* Begin RECORDED INFORMATION *
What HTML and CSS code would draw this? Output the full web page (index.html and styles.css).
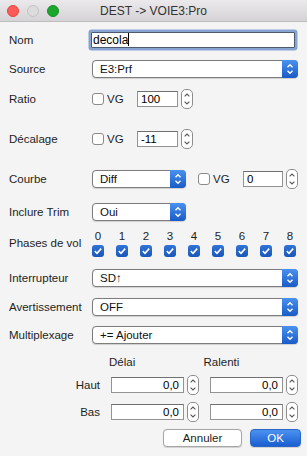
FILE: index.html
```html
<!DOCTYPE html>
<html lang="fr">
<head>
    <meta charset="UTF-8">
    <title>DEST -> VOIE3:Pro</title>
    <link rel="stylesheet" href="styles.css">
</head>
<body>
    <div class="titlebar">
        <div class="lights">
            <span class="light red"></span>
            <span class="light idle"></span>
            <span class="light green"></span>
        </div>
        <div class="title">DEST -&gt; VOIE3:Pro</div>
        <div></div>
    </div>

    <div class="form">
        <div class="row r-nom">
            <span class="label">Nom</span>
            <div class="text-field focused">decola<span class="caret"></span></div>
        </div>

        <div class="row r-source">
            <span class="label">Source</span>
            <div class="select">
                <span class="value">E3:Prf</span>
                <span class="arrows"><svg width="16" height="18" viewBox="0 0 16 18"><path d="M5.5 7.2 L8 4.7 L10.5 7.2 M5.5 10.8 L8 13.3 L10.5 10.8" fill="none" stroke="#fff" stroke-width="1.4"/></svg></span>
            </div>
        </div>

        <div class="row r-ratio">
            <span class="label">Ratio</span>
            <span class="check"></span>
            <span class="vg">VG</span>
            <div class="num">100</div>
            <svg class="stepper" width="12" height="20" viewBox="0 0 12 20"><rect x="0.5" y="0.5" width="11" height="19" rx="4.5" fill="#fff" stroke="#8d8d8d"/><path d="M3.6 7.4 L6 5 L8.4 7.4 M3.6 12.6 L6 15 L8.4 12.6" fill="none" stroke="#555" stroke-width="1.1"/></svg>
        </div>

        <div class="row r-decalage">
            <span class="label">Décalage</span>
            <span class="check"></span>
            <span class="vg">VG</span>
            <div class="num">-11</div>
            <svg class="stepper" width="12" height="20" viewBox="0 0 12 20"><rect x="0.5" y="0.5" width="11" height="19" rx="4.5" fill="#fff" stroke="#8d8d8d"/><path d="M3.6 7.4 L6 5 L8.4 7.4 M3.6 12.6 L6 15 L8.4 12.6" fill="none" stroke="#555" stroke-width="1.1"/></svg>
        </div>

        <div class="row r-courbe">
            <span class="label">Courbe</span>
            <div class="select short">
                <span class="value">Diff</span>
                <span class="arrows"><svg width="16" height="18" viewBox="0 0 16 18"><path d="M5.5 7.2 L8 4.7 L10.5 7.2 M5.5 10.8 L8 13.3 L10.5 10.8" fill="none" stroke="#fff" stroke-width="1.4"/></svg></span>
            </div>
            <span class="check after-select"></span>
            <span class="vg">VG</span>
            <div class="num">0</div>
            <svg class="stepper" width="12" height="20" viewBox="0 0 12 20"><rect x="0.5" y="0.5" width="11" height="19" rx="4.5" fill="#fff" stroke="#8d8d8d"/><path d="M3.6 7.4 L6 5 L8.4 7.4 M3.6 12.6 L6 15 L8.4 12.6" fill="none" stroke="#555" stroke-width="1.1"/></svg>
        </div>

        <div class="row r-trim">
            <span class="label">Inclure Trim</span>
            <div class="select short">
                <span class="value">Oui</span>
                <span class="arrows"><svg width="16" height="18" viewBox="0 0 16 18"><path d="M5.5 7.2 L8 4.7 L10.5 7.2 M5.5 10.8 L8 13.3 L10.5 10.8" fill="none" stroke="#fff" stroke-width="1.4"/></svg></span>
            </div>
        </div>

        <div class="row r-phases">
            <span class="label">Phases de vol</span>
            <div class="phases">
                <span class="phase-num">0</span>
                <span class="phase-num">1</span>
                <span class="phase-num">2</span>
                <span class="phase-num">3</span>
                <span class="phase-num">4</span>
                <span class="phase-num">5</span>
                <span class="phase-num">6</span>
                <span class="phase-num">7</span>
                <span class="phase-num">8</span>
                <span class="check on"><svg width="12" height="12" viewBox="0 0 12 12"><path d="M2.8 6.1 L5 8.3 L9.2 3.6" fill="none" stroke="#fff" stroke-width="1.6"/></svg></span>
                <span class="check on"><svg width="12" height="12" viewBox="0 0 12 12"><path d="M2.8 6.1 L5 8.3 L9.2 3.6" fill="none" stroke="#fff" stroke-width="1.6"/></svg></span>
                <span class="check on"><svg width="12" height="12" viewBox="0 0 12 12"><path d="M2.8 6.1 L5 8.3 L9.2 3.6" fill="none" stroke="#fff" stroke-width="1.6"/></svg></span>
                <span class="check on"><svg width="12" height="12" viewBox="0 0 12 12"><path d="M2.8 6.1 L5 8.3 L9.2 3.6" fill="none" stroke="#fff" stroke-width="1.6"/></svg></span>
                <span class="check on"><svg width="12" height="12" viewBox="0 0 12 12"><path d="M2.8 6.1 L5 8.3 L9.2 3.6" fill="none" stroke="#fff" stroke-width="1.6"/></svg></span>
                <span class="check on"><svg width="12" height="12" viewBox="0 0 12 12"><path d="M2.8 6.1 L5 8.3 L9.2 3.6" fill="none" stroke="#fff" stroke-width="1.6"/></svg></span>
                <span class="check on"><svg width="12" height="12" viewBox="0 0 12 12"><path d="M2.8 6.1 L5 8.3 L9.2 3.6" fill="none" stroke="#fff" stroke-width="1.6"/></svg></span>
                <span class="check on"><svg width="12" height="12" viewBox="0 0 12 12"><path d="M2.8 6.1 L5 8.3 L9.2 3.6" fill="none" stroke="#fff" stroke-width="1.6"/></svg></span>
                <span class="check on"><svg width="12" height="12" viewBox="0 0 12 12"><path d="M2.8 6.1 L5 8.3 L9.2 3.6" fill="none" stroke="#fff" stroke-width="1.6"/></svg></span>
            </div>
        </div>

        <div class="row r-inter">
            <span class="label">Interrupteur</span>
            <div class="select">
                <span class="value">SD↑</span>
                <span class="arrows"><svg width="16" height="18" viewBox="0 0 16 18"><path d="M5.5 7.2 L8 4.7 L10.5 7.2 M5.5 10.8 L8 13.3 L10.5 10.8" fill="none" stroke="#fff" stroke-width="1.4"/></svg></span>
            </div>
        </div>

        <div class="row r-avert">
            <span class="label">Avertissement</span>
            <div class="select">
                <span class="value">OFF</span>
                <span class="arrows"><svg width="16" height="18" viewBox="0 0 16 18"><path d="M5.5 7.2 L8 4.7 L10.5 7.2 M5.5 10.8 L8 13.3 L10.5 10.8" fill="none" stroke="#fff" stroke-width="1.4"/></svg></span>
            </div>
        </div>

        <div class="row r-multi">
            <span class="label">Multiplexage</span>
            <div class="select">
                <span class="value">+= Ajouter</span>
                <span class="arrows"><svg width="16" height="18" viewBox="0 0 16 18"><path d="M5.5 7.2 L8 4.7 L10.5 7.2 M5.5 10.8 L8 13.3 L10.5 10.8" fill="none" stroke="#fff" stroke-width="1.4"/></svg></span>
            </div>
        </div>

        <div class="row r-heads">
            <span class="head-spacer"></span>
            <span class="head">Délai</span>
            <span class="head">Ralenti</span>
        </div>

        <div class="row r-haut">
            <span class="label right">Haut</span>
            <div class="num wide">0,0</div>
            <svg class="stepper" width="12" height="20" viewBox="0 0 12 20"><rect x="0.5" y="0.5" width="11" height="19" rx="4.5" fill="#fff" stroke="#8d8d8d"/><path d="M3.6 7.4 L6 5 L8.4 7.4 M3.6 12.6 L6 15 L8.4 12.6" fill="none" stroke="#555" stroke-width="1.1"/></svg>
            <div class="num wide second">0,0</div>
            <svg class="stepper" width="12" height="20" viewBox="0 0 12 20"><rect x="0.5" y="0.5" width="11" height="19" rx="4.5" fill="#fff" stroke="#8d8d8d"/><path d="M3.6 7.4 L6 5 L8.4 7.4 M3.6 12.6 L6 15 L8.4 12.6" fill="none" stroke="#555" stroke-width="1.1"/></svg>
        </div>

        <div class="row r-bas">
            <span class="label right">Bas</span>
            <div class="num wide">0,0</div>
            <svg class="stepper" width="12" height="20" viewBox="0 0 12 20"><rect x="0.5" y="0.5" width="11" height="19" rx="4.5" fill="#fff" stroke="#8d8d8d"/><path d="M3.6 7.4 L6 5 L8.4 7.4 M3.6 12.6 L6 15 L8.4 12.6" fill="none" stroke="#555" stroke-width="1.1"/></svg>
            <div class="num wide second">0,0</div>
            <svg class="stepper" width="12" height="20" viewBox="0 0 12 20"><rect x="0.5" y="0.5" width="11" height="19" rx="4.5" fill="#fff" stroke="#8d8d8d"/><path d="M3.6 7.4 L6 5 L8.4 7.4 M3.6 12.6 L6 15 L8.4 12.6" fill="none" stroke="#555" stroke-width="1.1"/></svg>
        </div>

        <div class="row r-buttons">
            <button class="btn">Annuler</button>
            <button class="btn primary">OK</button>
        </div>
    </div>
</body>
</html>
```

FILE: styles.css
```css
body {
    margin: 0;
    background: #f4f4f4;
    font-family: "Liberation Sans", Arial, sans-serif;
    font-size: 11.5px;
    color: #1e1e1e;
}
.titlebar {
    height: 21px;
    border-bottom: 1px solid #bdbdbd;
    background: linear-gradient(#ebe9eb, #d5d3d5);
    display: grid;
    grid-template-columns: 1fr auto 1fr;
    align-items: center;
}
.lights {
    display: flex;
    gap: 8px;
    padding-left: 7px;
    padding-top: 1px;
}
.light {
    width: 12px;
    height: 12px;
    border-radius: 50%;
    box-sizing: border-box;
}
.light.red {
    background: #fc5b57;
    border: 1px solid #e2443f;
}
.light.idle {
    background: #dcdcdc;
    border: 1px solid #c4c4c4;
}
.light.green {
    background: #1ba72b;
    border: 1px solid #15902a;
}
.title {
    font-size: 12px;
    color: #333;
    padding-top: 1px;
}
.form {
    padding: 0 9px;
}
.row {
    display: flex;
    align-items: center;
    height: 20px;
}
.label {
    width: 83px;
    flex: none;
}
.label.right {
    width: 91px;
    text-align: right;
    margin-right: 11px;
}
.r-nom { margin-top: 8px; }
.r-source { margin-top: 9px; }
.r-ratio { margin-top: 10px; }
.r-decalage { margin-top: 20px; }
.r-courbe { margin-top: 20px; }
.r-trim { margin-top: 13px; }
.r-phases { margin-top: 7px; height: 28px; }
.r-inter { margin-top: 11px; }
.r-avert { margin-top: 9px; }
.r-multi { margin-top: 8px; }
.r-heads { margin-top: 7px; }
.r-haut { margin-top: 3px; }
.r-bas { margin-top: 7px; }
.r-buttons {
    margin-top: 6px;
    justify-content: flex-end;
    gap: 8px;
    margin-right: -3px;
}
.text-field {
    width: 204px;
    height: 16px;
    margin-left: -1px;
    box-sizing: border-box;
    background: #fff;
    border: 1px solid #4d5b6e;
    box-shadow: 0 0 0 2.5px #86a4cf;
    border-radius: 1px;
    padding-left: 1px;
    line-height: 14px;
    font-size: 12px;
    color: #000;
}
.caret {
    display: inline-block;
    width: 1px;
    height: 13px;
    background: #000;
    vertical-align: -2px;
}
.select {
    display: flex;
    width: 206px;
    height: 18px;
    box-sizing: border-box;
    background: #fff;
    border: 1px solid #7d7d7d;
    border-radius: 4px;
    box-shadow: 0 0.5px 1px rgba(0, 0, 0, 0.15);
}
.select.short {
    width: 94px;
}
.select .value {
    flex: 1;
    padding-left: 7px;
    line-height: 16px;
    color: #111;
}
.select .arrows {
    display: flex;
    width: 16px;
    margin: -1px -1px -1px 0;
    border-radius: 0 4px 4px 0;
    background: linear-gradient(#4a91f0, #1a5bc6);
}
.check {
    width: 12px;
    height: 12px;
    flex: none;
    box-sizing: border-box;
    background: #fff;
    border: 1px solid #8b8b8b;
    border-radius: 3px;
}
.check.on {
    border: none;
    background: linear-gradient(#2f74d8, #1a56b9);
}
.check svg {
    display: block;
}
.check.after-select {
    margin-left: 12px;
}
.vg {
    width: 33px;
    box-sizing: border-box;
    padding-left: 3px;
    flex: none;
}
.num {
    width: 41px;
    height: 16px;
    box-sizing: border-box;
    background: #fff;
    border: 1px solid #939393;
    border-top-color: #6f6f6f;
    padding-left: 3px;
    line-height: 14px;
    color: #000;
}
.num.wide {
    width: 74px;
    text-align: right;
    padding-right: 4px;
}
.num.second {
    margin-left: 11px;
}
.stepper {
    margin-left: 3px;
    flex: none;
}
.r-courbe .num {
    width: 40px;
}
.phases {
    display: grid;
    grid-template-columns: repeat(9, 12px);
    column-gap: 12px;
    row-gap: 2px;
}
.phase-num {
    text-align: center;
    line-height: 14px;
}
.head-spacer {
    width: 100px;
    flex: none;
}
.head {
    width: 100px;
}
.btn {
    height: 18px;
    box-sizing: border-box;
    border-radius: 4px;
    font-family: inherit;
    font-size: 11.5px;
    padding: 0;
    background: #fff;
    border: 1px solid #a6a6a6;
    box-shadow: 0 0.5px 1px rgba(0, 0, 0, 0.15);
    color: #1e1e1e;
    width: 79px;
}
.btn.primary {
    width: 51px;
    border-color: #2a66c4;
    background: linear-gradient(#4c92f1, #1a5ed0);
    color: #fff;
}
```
* End RECORDED INFORMATION *
## [EXERCISE TASK]
Identify which lines contain the word "styles" and copy each one.

## [EXERCISE SOLUTION]
What HTML and CSS code would draw this? Output the full web page (index.html and styles.css).
    <link rel="stylesheet" href="styles.css">
FILE: styles.css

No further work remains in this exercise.